* Written request
Retype the whole listing verbatim and keep the pictures out of it.

* Data provided
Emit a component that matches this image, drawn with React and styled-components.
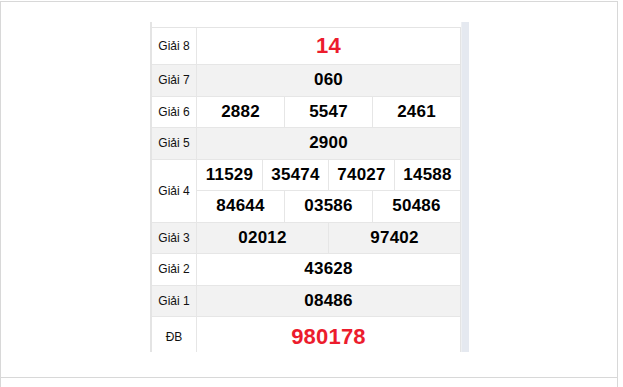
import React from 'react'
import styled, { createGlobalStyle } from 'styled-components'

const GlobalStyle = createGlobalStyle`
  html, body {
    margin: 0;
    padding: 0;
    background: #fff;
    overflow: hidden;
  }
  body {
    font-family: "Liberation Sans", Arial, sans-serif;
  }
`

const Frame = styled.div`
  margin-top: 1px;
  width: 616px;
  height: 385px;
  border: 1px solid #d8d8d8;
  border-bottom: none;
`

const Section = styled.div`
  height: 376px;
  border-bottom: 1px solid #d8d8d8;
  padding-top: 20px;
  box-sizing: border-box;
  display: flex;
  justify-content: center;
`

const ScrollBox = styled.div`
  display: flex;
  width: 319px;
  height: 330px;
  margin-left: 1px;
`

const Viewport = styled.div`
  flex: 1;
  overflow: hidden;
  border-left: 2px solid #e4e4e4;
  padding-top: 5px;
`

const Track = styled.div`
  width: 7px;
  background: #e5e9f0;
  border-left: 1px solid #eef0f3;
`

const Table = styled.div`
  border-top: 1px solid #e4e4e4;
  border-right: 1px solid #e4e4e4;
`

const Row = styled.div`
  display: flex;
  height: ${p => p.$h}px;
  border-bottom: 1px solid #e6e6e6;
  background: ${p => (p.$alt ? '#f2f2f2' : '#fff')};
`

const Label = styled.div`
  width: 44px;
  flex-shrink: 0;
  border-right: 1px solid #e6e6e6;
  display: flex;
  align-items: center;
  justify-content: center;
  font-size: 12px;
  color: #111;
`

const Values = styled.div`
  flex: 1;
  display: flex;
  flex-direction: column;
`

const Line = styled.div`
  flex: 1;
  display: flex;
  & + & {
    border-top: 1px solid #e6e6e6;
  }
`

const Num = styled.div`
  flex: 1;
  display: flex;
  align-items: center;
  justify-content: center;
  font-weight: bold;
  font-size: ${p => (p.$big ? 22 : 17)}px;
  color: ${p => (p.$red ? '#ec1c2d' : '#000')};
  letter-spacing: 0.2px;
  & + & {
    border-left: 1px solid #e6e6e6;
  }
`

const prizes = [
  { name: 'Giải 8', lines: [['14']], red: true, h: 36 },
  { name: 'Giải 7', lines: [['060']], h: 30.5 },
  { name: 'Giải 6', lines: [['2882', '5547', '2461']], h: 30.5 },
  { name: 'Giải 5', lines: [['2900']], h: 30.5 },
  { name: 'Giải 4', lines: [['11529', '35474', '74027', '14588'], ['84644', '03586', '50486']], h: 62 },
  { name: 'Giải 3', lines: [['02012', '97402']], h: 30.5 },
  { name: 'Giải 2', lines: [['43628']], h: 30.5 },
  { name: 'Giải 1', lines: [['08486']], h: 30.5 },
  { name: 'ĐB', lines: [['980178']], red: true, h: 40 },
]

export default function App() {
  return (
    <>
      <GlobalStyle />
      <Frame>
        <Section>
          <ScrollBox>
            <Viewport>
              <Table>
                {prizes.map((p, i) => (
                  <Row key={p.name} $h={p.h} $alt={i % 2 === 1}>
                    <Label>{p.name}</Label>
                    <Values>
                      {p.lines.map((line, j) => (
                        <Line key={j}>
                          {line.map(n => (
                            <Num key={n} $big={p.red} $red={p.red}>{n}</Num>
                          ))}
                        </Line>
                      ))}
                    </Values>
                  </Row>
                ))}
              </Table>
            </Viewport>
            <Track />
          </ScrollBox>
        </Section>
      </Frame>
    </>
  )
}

* Task answer
Emit a component that matches this image, drawn with React and styled-components.
import React from 'react'
import styled, { createGlobalStyle } from 'styled-components'

const GlobalStyle = createGlobalStyle`
  html, body {
    margin: 0;
    padding: 0;
    background: #fff;
    overflow: hidden;
  }
  body {
    font-family: "Liberation Sans", Arial, sans-serif;
  }
`

const Frame = styled.div`
  margin-top: 1px;
  width: 616px;
  height: 385px;
  border: 1px solid #d8d8d8;
  border-bottom: none;
`

const Section = styled.div`
  height: 376px;
  border-bottom: 1px solid #d8d8d8;
  padding-top: 20px;
  box-sizing: border-box;
  display: flex;
  justify-content: center;
`

const ScrollBox = styled.div`
  display: flex;
  width: 319px;
  height: 330px;
  margin-left: 1px;
`

const Viewport = styled.div`
  flex: 1;
  overflow: hidden;
  border-left: 2px solid #e4e4e4;
  padding-top: 5px;
`

const Track = styled.div`
  width: 7px;
  background: #e5e9f0;
  border-left: 1px solid #eef0f3;
`

const Table = styled.div`
  border-top: 1px solid #e4e4e4;
  border-right: 1px solid #e4e4e4;
`

const Row = styled.div`
  display: flex;
  height: ${p => p.$h}px;
  border-bottom: 1px solid #e6e6e6;
  background: ${p => (p.$alt ? '#f2f2f2' : '#fff')};
`

const Label = styled.div`
  width: 44px;
  flex-shrink: 0;
  border-right: 1px solid #e6e6e6;
  display: flex;
  align-items: center;
  justify-content: center;
  font-size: 12px;
  color: #111;
`

const Values = styled.div`
  flex: 1;
  display: flex;
  flex-direction: column;
`

const Line = styled.div`
  flex: 1;
  display: flex;
  & + & {
    border-top: 1px solid #e6e6e6;
  }
`

const Num = styled.div`
  flex: 1;
  display: flex;
  align-items: center;
  justify-content: center;
  font-weight: bold;
  font-size: ${p => (p.$big ? 22 : 17)}px;
  color: ${p => (p.$red ? '#ec1c2d' : '#000')};
  letter-spacing: 0.2px;
  & + & {
    border-left: 1px solid #e6e6e6;
  }
`

const prizes = [
  { name: 'Giải 8', lines: [['14']], red: true, h: 36 },
  { name: 'Giải 7', lines: [['060']], h: 30.5 },
  { name: 'Giải 6', lines: [['2882', '5547', '2461']], h: 30.5 },
  { name: 'Giải 5', lines: [['2900']], h: 30.5 },
  { name: 'Giải 4', lines: [['11529', '35474', '74027', '14588'], ['84644', '03586', '50486']], h: 62 },
  { name: 'Giải 3', lines: [['02012', '97402']], h: 30.5 },
  { name: 'Giải 2', lines: [['43628']], h: 30.5 },
  { name: 'Giải 1', lines: [['08486']], h: 30.5 },
  { name: 'ĐB', lines: [['980178']], red: true, h: 40 },
]

export default function App() {
  return (
    <>
      <GlobalStyle />
      <Frame>
        <Section>
          <ScrollBox>
            <Viewport>
              <Table>
                {prizes.map((p, i) => (
                  <Row key={p.name} $h={p.h} $alt={i % 2 === 1}>
                    <Label>{p.name}</Label>
                    <Values>
                      {p.lines.map((line, j) => (
                        <Line key={j}>
                          {line.map(n => (
                            <Num key={n} $big={p.red} $red={p.red}>{n}</Num>
                          ))}
                        </Line>
                      ))}
                    </Values>
                  </Row>
                ))}
              </Table>
            </Viewport>
            <Track />
          </ScrollBox>
        </Section>
      </Frame>
    </>
  )
}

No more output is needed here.